Длинная очередь покусанных крысами блокадников, заполонившая поликлинику, двигалась в быстром темпе, и вскоре, помазанный йодом, я смиренно подремывал на стуле и поджидал возвращения мамы. Мама относила нас домой по одному. Доверительное каляканье двух старушек с детишками на руках привлекло мое внимание.
— Крысиный король объявился, — щебетала одна. — Истинный крест! Агромадный зверюка, с собаку! Сам темный, во лбу звезда белая светится! Захватил роскошную квартиру, хозяева померли с голодухи. С ним тыща крысих. Плодятся, шельмы, кажну неделю, прости, Господи, мою душу грешну! Днем свадьбы играют, шалят на пуховых перинах, ночью — разбой! И все на людей, на людей! Король-то ин людоед. Хап и глотку напрочь! Дите целиком сжирает! Спаси и помилуй нас, Господи!
Последние остатки жизненного тепла капля по капле покидали нас. Вместе с теплом угасал интерес к окружающему миру, распадаясь, как глухой шорох удаляющихся шагов. Меркнущие лучики наших глаз должны были вот-вот погаснуть совсем. Периоды беспамятства удлинялись, пробуждения едва мерцали сквозь его черную поволоку. Пропало представление о времени, — тянулась сплошная ночь. Чаша весов колебалась на грани жизни: корочка хлеба, несколько щепок в печурку, — и живой пульс бился и трепетал. Лишний голодный день, — и чаша небытия неумолимо клонилась вниз. Медленно и неотвратимо, без взрыва, без острой боли затянувшееся забытье врастало в свое естественное продолжение, — вечное успокоение.

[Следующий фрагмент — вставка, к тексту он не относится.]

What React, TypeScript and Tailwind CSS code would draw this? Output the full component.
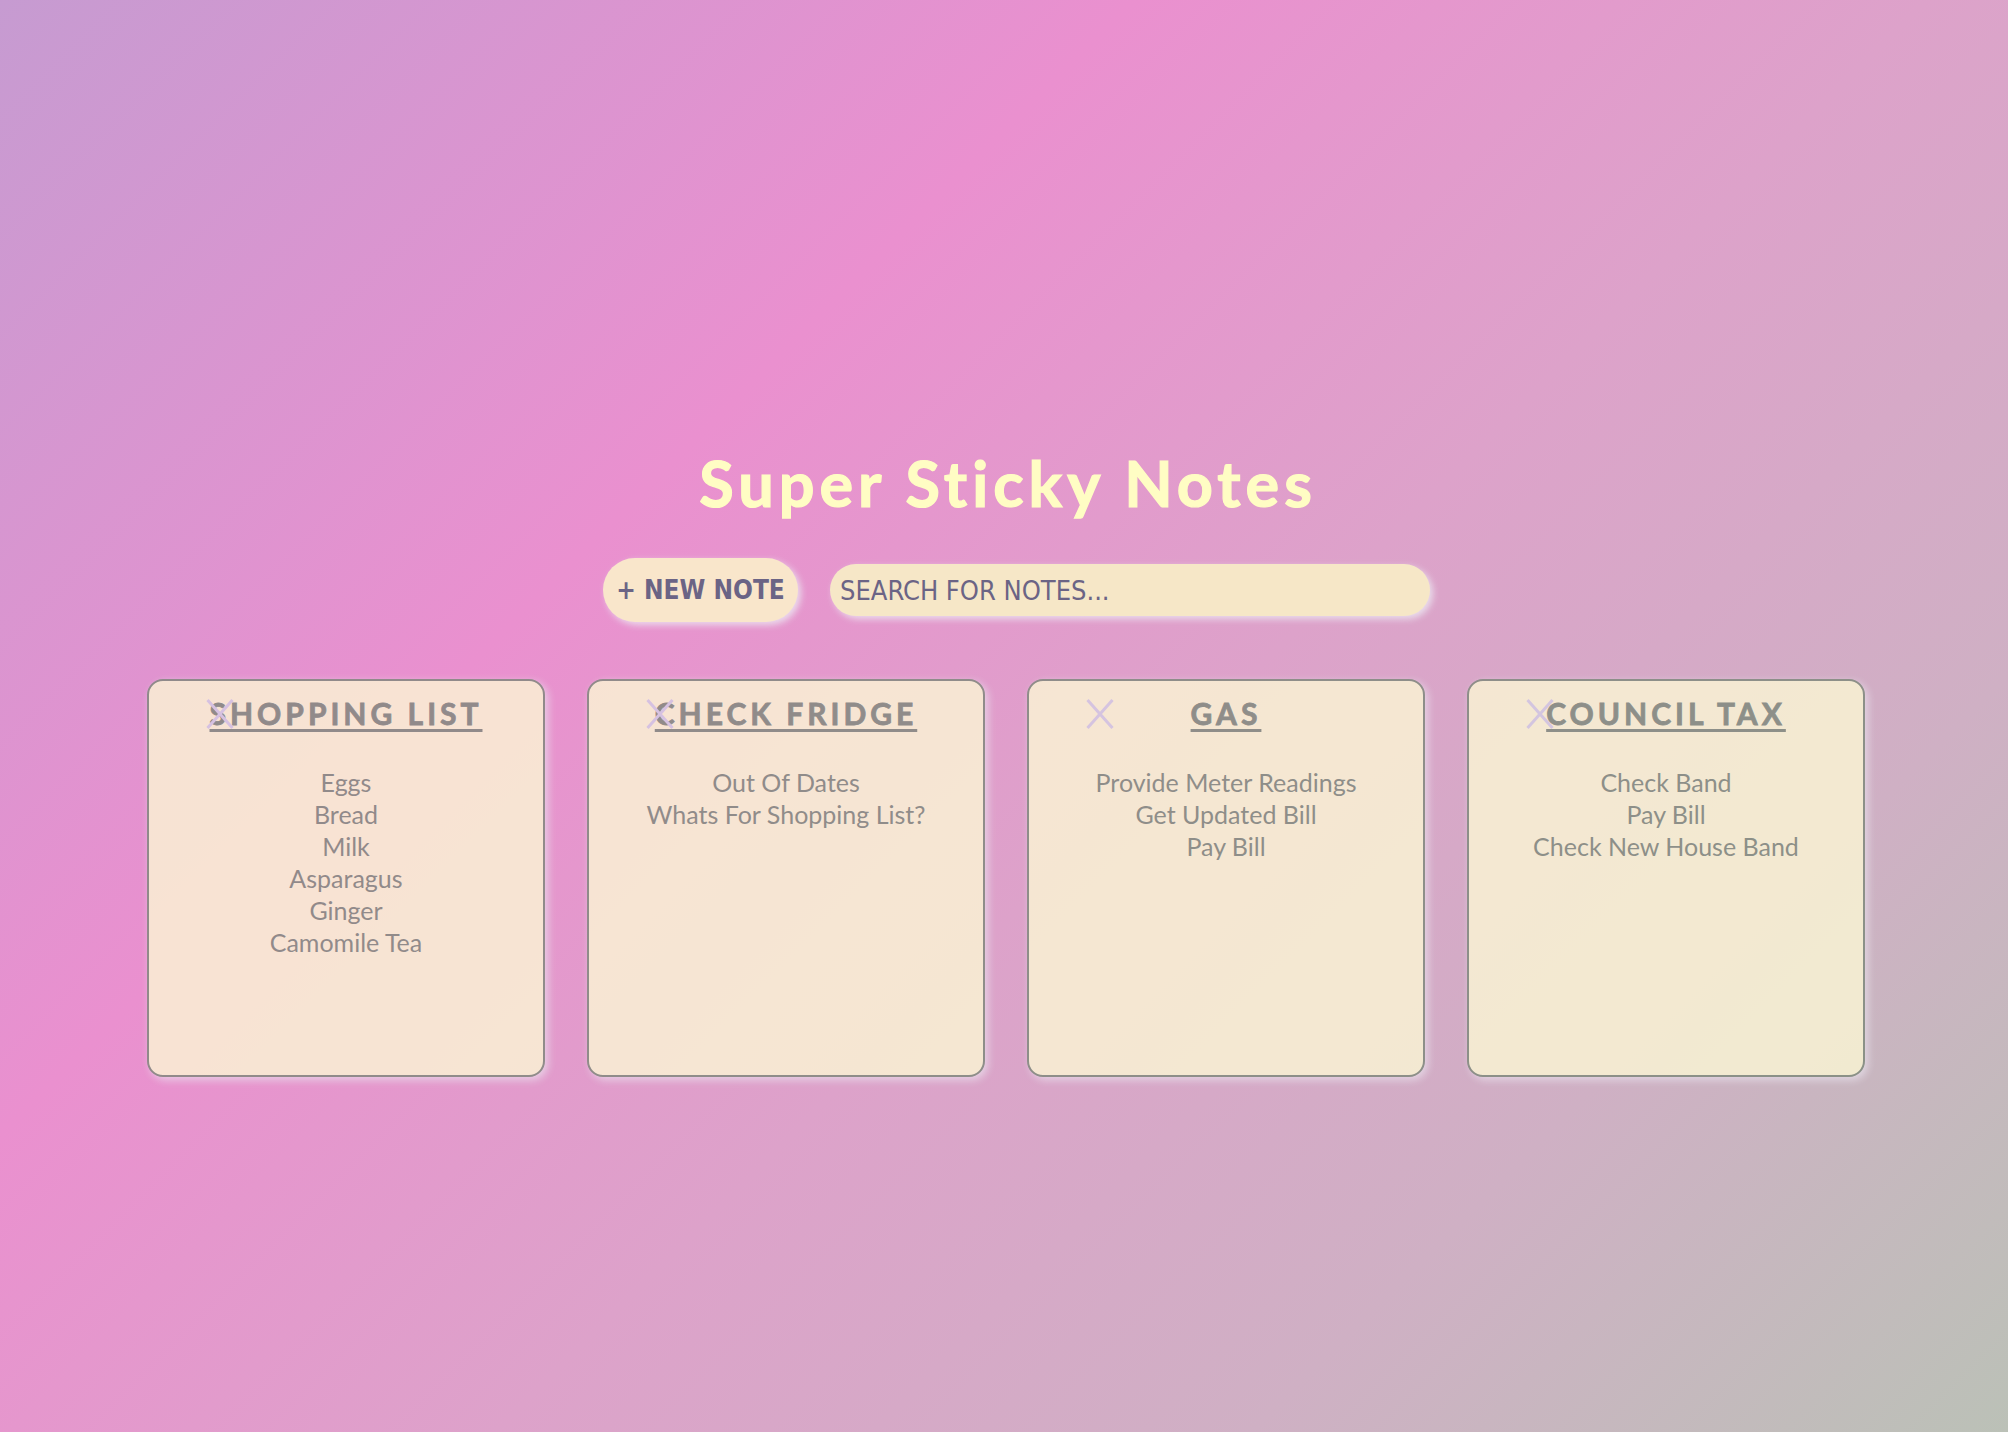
import React from "react";

type Note = { title: string; items: string[] };

const notes: Note[] = [
  { title: "Shopping List", items: ["Eggs", "Bread", "Milk", "Asparagus", "Ginger", "Camomile Tea"] },
  { title: "Check Fridge", items: ["Out Of Dates", "Whats For Shopping List?"] },
  { title: "Gas", items: ["Provide Meter Readings", "Get Updated Bill", "Pay Bill"] },
  { title: "Council Tax", items: ["Check Band", "Pay Bill", "Check New House Band"] },
];

function CloseX() {
  return (
    <svg width="28" height="30" viewBox="0 0 28 30" className="absolute left-[57px] top-[18px]">
      <line x1="1.5" y1="1" x2="26.5" y2="29" stroke="#d3cde6" strokeWidth="3" />
      <line x1="26.5" y1="1" x2="1.5" y2="29" stroke="#d3cde6" strokeWidth="3" />
    </svg>
  );
}

function Card({ note }: { note: Note }) {
  return (
    <div className="relative w-[398px] h-[398px] rounded-[16px] border-2 border-[#7c897a] bg-[#fcf8d5] opacity-80 shadow-[3px_3px_8px_rgba(235,230,240,0.9)] pt-[14px] text-center text-[#7c897a]">
      <h2 className="font-[family-name:Lato,sans-serif] font-bold uppercase text-[30px] leading-[36px] tracking-[4px] underline decoration-[3px] underline-offset-[4px] [-webkit-text-stroke:0.8px_currentColor]">
        {note.title}
      </h2>
      <CloseX />
      <ul className="mt-[35px] font-[family-name:Lato,sans-serif] text-[25px] leading-[32px]">
        {note.items.map((it) => (
          <li key={it}>{it}</li>
        ))}
      </ul>
    </div>
  );
}

export default function App() {
  return (
    <div className="w-full h-[1432px] overflow-hidden flex flex-col items-center bg-[linear-gradient(135deg,#c69bd1_0%,#ea90cf_33%,#dda2ca_56%,#cfb0c4_78%,#bbc1b7_100%)]">
      <h1 className="pt-[451px] pl-[8px] font-[family-name:Lato,sans-serif] font-bold text-[63px] leading-[63px] tracking-[5px] text-[#fffdc4] [-webkit-text-stroke:1.2px_#fffdc4]">
        Super Sticky Notes
      </h1>
      <div className="mt-[44px] ml-[25px] flex items-center gap-[32px]">
        <button className="h-[64px] w-[195px] rounded-full bg-[#f9e6cb] text-[#6b6485] font-[family-name:'DejaVu_Sans_Condensed','DejaVu_Sans',sans-serif] font-stretch-condensed font-bold text-[26px] shadow-[3px_3px_7px_rgba(235,228,240,0.9)]">
          + NEW NOTE
        </button>
        <input
          type="text"
          placeholder="SEARCH FOR NOTES..."
          className="h-[52px] w-[600px] rounded-full bg-[#f6e7c7] pl-[10px] outline-none text-[#6b6485] placeholder:text-[#6b6485] font-[family-name:'DejaVu_Sans_Condensed','DejaVu_Sans',sans-serif] font-stretch-condensed text-[27px] shadow-[3px_3px_7px_rgba(235,228,240,0.9)]"
        />
      </div>
      <div className="mt-[57px] ml-[4px] flex gap-[42px]">
        {notes.map((n) => (
          <Card key={n.title} note={n} />
        ))}
      </div>
    </div>
  );
}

Безвременье подбиралось к нам уверенно, по-хозяйски, не торопясь, словно сознавая абсолютную беззащитность своих жертв, оставленных всеми на произвол судьбы. Ледяные объятия сжимались, и комочки коченеющей плоти предстали перед неотвратимостью перехода в иной мир. Надолго исчезло все. Сохранилось лишь смутное ощущение движения; нас поднимали, опускали, везли. Везли на саночках.